How Biden’s New National Security Strategy Gets China Wrong

The Biden administration’s new National Security Strategy (NSS) attempts to explain how the United States can win a global struggle for democracy over authoritarianism. In doing so, the document reveals a wide gulf between Washington’s ambitions and its capabilities—a gulf which threatens to drive America into years of dangerous, likely-futile attempts to decisively “shape” the global order and “win” the coming era of great power competition.

The Biden administration argues that America and the world are engaged in a critical struggle with “powers that layer authoritarian governance with a revisionist foreign policy.” The NSS states that Russia and China (“the largest autocracies”) threaten the interests of even non-democratic states by “…waging or preparing for wars of aggression, actively undermining the democratic political processes of other countries, leveraging technology and supply chains for coercion and repression, and exporting an illiberal model of international order.” The NSS suggests the adversarial elements of U.S. security policy are primarily aimed at only two powers; in other words, the core dynamic driving Washington’s grand strategy today is really great power competition, not ideology per se.

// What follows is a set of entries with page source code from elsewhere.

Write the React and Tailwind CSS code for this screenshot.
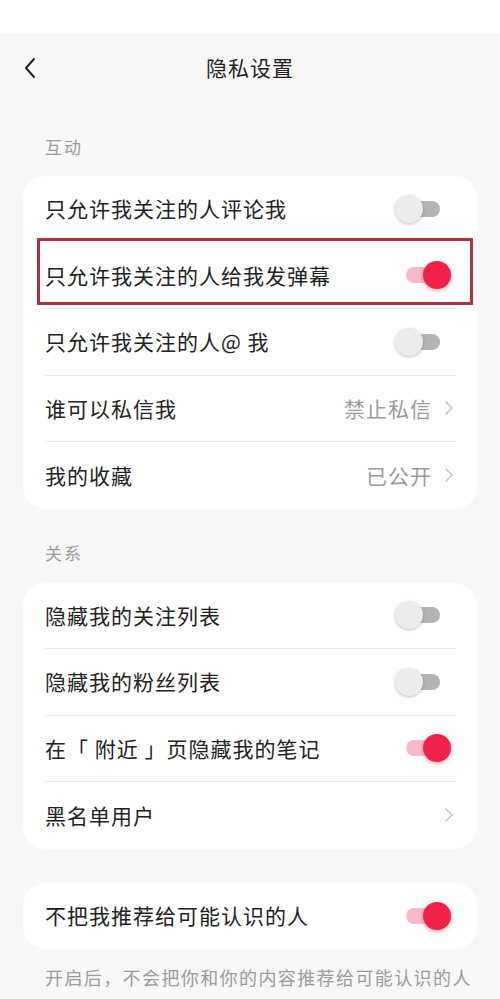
import React from "react";

const font = { fontFamily: '"Noto Sans CJK SC", "Noto Sans", sans-serif' };

const Toggle = ({ on }) => (
    <div className="relative w-[56px] h-[28px] mr-[5px] shrink-0">
        {on ? (
            <>
                <div className="absolute left-[11px] top-[6px] w-[40px] h-[16px] rounded-full bg-[#f7bac6]"></div>
                <div className="absolute left-[28px] top-0 w-[28px] h-[28px] rounded-full bg-[#ef2249] shadow-[0_2px_4px_rgba(200,30,60,0.35)]"></div>
            </>
        ) : (
            <>
                <div className="absolute left-[5px] top-[6px] w-[40px] h-[16px] rounded-full bg-[#b4b4b4]"></div>
                <div className="absolute left-0 top-0 w-[28px] h-[28px] rounded-full bg-[#ececec] shadow-[0_1px_3px_rgba(0,0,0,0.25)]"></div>
            </>
        )}
    </div>
);

const Chevron = () => (
    <svg width="10" height="16" viewBox="0 0 10 16" className="ml-[12px] mr-[2px] shrink-0">
        <path d="M2 2 L8 8 L2 14" fill="none" stroke="#c2c2c2" strokeWidth="1.5" strokeLinecap="round" strokeLinejoin="round" />
    </svg>
);

const Row = ({ label, toggle, value, arrow, last }) => (
    <div className={"h-[66.5px] flex items-center justify-between " + (last ? "" : "border-b border-[#e9e9e9]")}>
        <span className="text-[21px] tracking-[1px] text-[#222]">{label}</span>
        {toggle !== undefined && <Toggle on={toggle} />}
        {arrow && (
            <div className="flex items-center">
                {value && <span className="text-[21px] tracking-[1px] text-[#9a9a9a]">{value}</span>}
                <Chevron />
            </div>
        )}
    </div>
);

const SectionLabel = ({ children, className }) => (
    <div className={"px-[45px] text-[17px] tracking-[2px] leading-[24px] text-[#9b9b9b] " + className}>{children}</div>
);

export default function App() {
    return (
        <div className="w-[500px] h-[999px] bg-[#f8f8f8] overflow-hidden" style={font}>
            <div className="h-[33px] bg-white"></div>

            {/* header */}
            <div className="relative h-[70px] flex items-center justify-center">
                <svg width="14" height="22" viewBox="0 0 14 22" className="absolute left-[23px] top-[24px]">
                    <path d="M11 2 L3 11 L11 20" fill="none" stroke="#222" strokeWidth="2" strokeLinecap="round" strokeLinejoin="round" />
                </svg>
                <span className="text-[21px] tracking-[1px] text-[#222]">隐私设置</span>
            </div>

            <SectionLabel className="mt-[32px]">互动</SectionLabel>
            <div className="relative mt-[17px] mx-[23px] bg-white rounded-[22px] pl-[22px] pr-[21px]">
                <Row label="只允许我关注的人评论我" toggle={false} />
                <Row label="只允许我关注的人给我发弹幕" toggle={true} />
                <Row label="只允许我关注的人@ 我" toggle={false} />
                <Row label="谁可以私信我" value="禁止私信" arrow />
                <Row label="我的收藏" value="已公开" arrow last />
                <div className="absolute left-[14px] right-[4px] top-[62px] h-[67px] border-[3px] border-[#b0303c]"></div>
            </div>

            <SectionLabel className="mt-[32px]">关系</SectionLabel>
            <div className="mt-[18px] mx-[23px] bg-white rounded-[22px] pl-[22px] pr-[21px]">
                <Row label="隐藏我的关注列表" toggle={false} />
                <Row label="隐藏我的粉丝列表" toggle={false} />
                <Row label="在「 附近 」页隐藏我的笔记" toggle={true} />
                <Row label="黑名单用户" arrow last />
            </div>

            <div className="mt-[34px] mx-[23px] bg-white rounded-[22px] pl-[22px] pr-[21px]">
                <Row label="不把我推荐给可能认识的人" toggle={true} last />
            </div>

            <div className="mt-[16px] px-[45px] text-[18px] tracking-[1.4px] leading-[24px] text-[#9b9b9b] whitespace-nowrap">
                开启后，不会把你和你的内容推荐给可能认识的人
            </div>
        </div>
    );
}
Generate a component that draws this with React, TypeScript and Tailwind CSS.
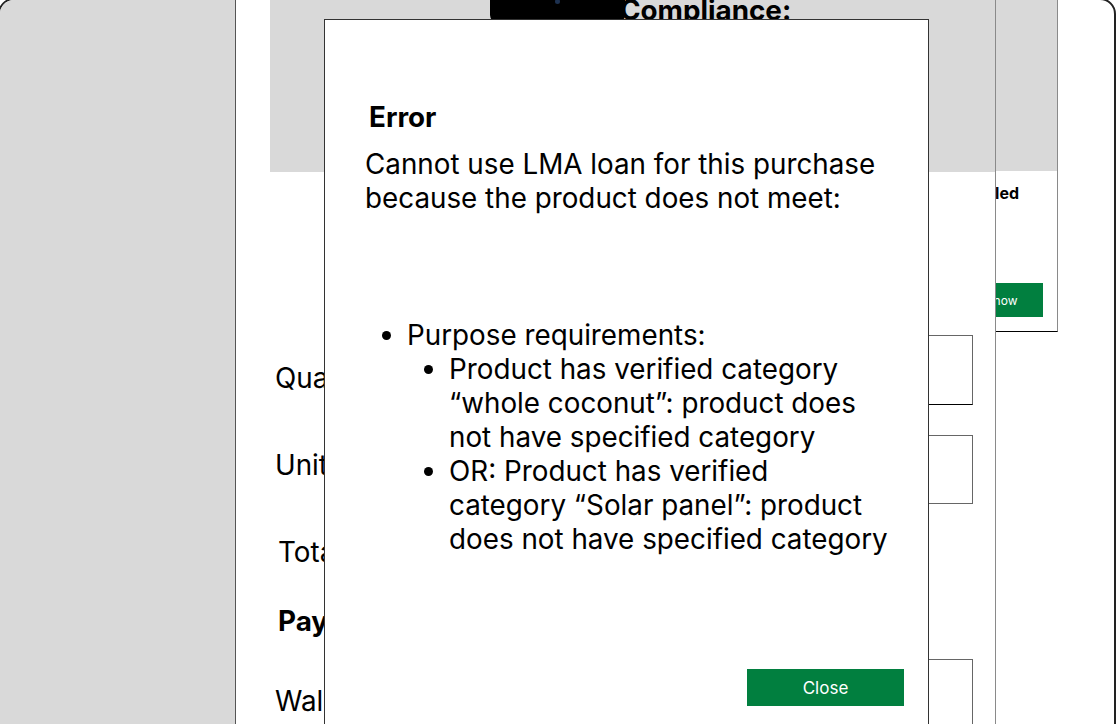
export default function App() {
  return (
    <div className="relative h-[724px] w-[1116px] overflow-hidden bg-white font-['Inter',sans-serif] text-black">
      {/* Device frame with the page behind the dialog */}
      <div className="-ml-[2px] -mt-[2px] flex h-[760px] w-[1118px] overflow-hidden rounded-t-[16px] border-2 border-[#222]">
        <div className="w-[235px] shrink-0 bg-[#d9d9d9]" />

        {/* Main page */}
        <div className="flex w-[761px] shrink-0 flex-col border-x border-l-[#555] border-r-[#8a8a8a] bg-white">
          <div className="ml-[34px] flex h-[172px] flex-col bg-[#d9d9d9]">
            <p className="-mt-[7px] pl-[350px] text-[27.8px] font-bold leading-[34px] whitespace-nowrap">Compliance:</p>
          </div>

          <div className="mt-[163px] flex h-[70px] items-start justify-between pl-[39px] pr-[22px]">
            <span className="mt-[26px] text-[27.8px] leading-[34px]">Quantity</span>
            <div className="h-[70px] w-[300px] border border-[#666] border-b-black" />
          </div>

          <div className="mt-[30px] flex h-[69px] items-start justify-between pl-[39px] pr-[22px]">
            <span className="mt-[13px] text-[27.8px] leading-[34px]">Unit price</span>
            <div className="h-[69px] w-[300px] border border-[#666]" />
          </div>

          <p className="mt-[31px] pl-[42px] text-[27.8px] leading-[34px]">Total</p>
          <p className="mt-[35px] pl-[42px] text-[27.8px] font-bold leading-[34px]">Payment</p>

          <div className="mt-[21px] flex items-start justify-between pl-[39px] pr-[22px]">
            <span className="mt-[25px] text-[27.8px] leading-[34px]">Wallet</span>
            <div className="h-[90px] w-[300px] border border-[#666]" />
          </div>
        </div>

        {/* Product card peeking from the right */}
        <div className="flex h-[332px] w-[62px] shrink-0 flex-col overflow-hidden border-b border-r border-b-black border-r-[#8a8a8a]">
          <div className="h-[171px] shrink-0 bg-[#d9d9d9]" />
          <div className="mt-[12px] flex justify-end pr-[38px]">
            <span className="shrink-0 whitespace-nowrap text-[16px] font-bold leading-[20px]">Enrolled</span>
          </div>
          <div className="mt-[80px] flex justify-end pr-[14px]">
            <button className="flex h-[34px] w-[100px] shrink-0 items-center justify-center bg-[#017f3f] pt-[1px] text-[12px] text-white">
              Buy now
            </button>
          </div>
        </div>
        <div className="flex-1" />
      </div>

      {/* Camera notch */}
      <div className="absolute left-[490px] top-0 flex h-[23px] w-[135px] justify-center rounded-b-[8px] bg-black">
        <span className="mt-[-1px] h-[5px] w-[5px] rounded-full bg-[#1d3150]" />
      </div>

      {/* Error dialog */}
      <div className="absolute left-[324px] top-[19px] flex h-[720px] w-[605px] flex-col border border-[#333] bg-white pl-[40px] pr-[24px] pt-[80px]">
        <h2 className="pl-[4px] text-[27.8px] font-bold leading-[34px]">Error</h2>
        <p className="mt-[13px] w-[530px] text-[27.8px] leading-[34px]">
          Cannot use LMA loan for this purchase because the product does not meet:
        </p>
        <ul className="mt-[103px] w-[530px] list-disc pl-[42px] text-[27.8px] leading-[34px]">
          <li>
            Purpose requirements:
            <ul className="list-disc pl-[42px]">
              <li>Product has verified category “whole coconut”: product does not have specified category</li>
              <li>
                OR: Product has verified
                <br />
                category “Solar panel”: product does not have specified category
              </li>
            </ul>
          </li>
        </ul>
        <button className="mt-[113px] flex h-[37px] w-[157px] items-center justify-center self-end bg-[#017f3f] pt-[2px] text-[17px] text-white">
          Close
        </button>
      </div>
    </div>
  );
}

For the Biden administration, it appears the only relevant difference between Russia and China lies in their level of power, or ability to seriously threaten the United States, the West, and the world order. Both nations apparently pose dire threats, but China is “…the only competitor with both the intent to reshape the international order and, increasingly, the economic, diplomatic, military, and technological power to advance that objective.”

Despite the Biden administration’s avowed belief in a genuine and critical need to cooperate with China on common threats such as climate change, pandemics, and nonproliferation, the NSS reaffirms the Trump administration’s basic assessment that China and Russia have

…concluded that the success of a free and open rules-based international order posed a threat to their regimes and stifled their ambitions. In their own ways, they now seek to remake the international order to create a world conducive to their highly personalized and repressive type of autocracy.